O vaso como figura do sujeito
O vaso de Lacan é mais do que uma metáfora estética; ele é uma imagem da própria subjetividade. Cada um de nós é como o oleiro de si mesmo — molda, com as mãos da linguagem e do desejo, um contorno para o que não tem forma. O vazio é o coração da obra, o que dá sentido à matéria.
Viver eticamente, sob a perspectiva lacaniana, é aceitar que nunca haverá um objeto capaz de completar o ser.
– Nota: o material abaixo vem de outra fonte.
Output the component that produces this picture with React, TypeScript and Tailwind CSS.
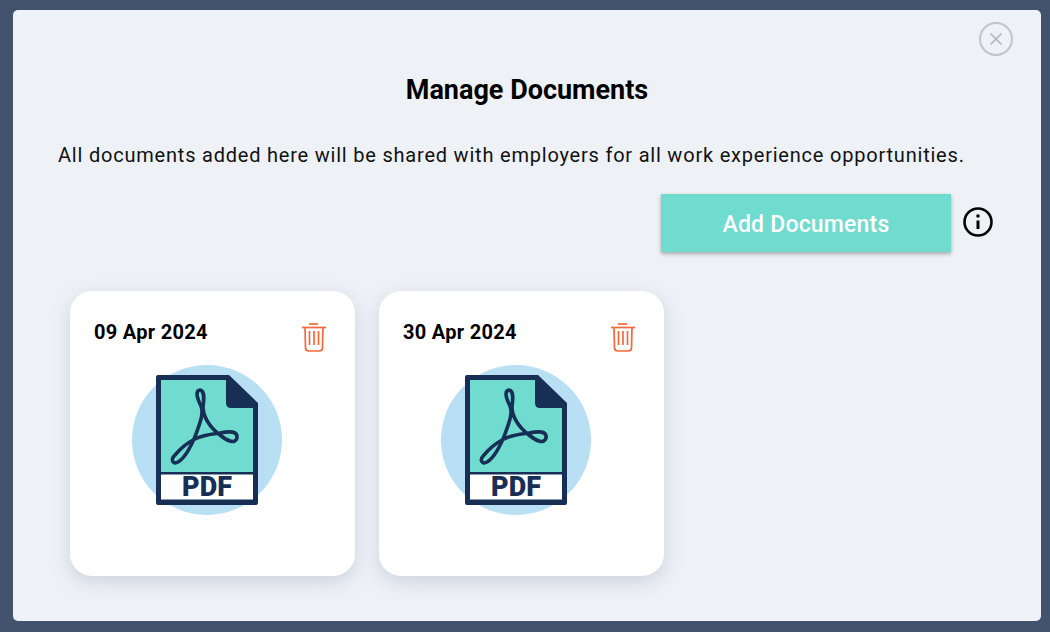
const font = { fontFamily: '"Roboto", "Liberation Sans", sans-serif' };

function PdfIcon() {
  return (
    <svg width="150" height="150" viewBox="0 0 150 150" className="block">
      <circle cx="75" cy="75" r="75" fill="#b9dff4" />
      <path d="M26 10 H97 L126 38 V138 Q126 140 124 140 H26 Q24 140 24 138 V12 Q24 10 26 10 Z" fill="#172f55" />
      <path d="M29 15 H94 V38 Q94 43 99 43 H121 V107 H29 Z" fill="#70dccf" />
      <rect x="29" y="109.500" width="92" height="25" fill="#ffffff" />
      <path
        d="M43 90 C38 95 41 100 46 97 C53 93 60 80 64 69 C68 58 72 48 69 41 C65 33 63 26 68 25 C73 26 72 34 71 42 C71 50 76 61 88 70 C94 75 103 80 105 73 C106 66 98 66 88 68 C80 69 70 70 63 74 C55 78 48 84 43 90 Z"
        fill="none"
        stroke="#172f55"
        strokeWidth="3.600"
        strokeLinejoin="round"
      />
      <text
        x="75"
        y="131"
        textAnchor="middle"
        fill="#172f55"
        fontSize="27"
        fontWeight="900"
        fontFamily="Roboto, sans-serif"
        textLength="50"
        lengthAdjust="spacing"
      >
        PDF
      </text>
    </svg>
  );
}

function TrashIcon() {
  return (
    <svg width="26" height="29" viewBox="0 0 26 29" fill="none" stroke="#f4683c" strokeWidth="1.700" className="block">
      <path d="M8 1 H17" />
      <path d="M1 4.500 H25" />
      <path d="M4 4.500 L4.500 25 Q4.500 28 8 28 H18 Q21.500 28 21.500 25 L22 4.500" />
      <path d="M8.500 8 V22 M13 8 V22 M17.500 8 V22" />
    </svg>
  );
}

function DocCard({ date }: { date: string }) {
  return (
    <div className="w-[285px] h-[285px] bg-white rounded-[22px] shadow-[0_6px_18px_rgba(120,135,170,0.28)] pt-[28px] px-[24px]">
      <div className="flex items-start justify-between">
        <span className="text-[20px] leading-[26px] font-bold text-black tracking-[0.3px]">{date}</span>
        <button className="mt-[4px] mr-[4px]">
          <TrashIcon />
        </button>
      </div>
      <div className="mt-[13px] -ml-[24px] pl-[62px]">
        <PdfIcon />
      </div>
    </div>
  );
}

export default function App() {
  return (
    <div className="w-[1050px] h-[632px] bg-[#43536e] pt-[10px] pl-[13px] pr-[9px] pb-[11px] overflow-hidden" style={font}>
      <div className="relative h-full bg-[#eef1f6] rounded-[5px]">
        <button className="absolute top-[12px] right-[28px] w-[34px] h-[34px] rounded-full border-2 border-[#c2c5c8] flex items-center justify-center">
          <svg width="14" height="14" viewBox="0 0 14 14" stroke="#b0b3b6" strokeWidth="1.500">
            <path d="M1.500 1.500 L12.500 12.500 M12.500 1.500 L1.500 12.500" />
          </svg>
        </button>
        <h1 className="pt-[62px] text-center text-[27px] leading-[36px] font-bold text-black">Manage Documents</h1>
        <p className="mt-[33px] ml-[45px] text-[20px] leading-[28px] text-[#111] whitespace-nowrap tracking-[0.79px]">
          All documents added here will be shared with employers for all work experience opportunities.
        </p>
        <div className="mt-[25px] flex items-center justify-end pr-[47px]">
          <button className="w-[290px] h-[58px] pt-[4px] bg-[#70dccf] text-white text-[23px] font-medium shadow-[0_2px_4px_rgba(0,0,0,0.3)] tracking-[0.2px]">
            Add Documents
          </button>
          <svg width="32" height="32" viewBox="0 0 32 32" fill="none" className="ml-[11px] mb-[2px] block">
            <circle cx="16" cy="16" r="13.500" stroke="#000" strokeWidth="2.600" />
            <circle cx="16" cy="10" r="1.800" fill="#000" />
            <path d="M16 14.500 V23" stroke="#000" strokeWidth="3" />
          </svg>
        </div>
        <div className="mt-[39px] ml-[57px] flex gap-[24px]">
          <DocCard date="09 Apr 2024" />
          <DocCard date="30 Apr 2024" />
        </div>
      </div>
    </div>
  );
}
Mas é justamente essa falta que nos impulsiona: é ela que nos faz desejar, criar, pensar, amar.
O vaso só existe porque há vazio — e o sujeito também.
Conclusão: fazer algo com o que falta
Talvez o ponto mais belo da teoria lacaniana sobre a sublimação seja esse: ela nos convida a fazer algo com o vazio, em vez de lutar contra ele.
O sofrimento não está no fato de termos um vazio, mas em querermos preenchê-lo a qualquer custo. Quando aceitamos que o vazio é o centro da experiência humana, abrimos espaço para a criação — para o gesto que dá forma ao impossível.
A sublimação é esse gesto. E a ética do desejo é a coragem de continuar moldando, ainda que o centro da obra permaneça vazio.
💡 Tal como o oleiro diante da argila, o sujeito, diante da própria falta, não busca tapá-la — mas dar-lhe forma. O que nos torna humanos não é o que temos, mas o que fazemos com o que nos falta.
Referências
FREUD, Sigmund.
Três ensaios sobre a teoria da sexualidade. Rio de Janeiro: Imago, 1996.
Pulsões e seus destinos. In: Obras psicológicas completas, v. XIV. Rio de Janeiro: Imago, 1996.
O mal-estar na civilização. Rio de Janeiro: Imago, 1996.
LACAN, Jacques.
O seminário, livro 7: A ética da psicanálise. Rio de Janeiro: Jorge Zahar Editor, 1997.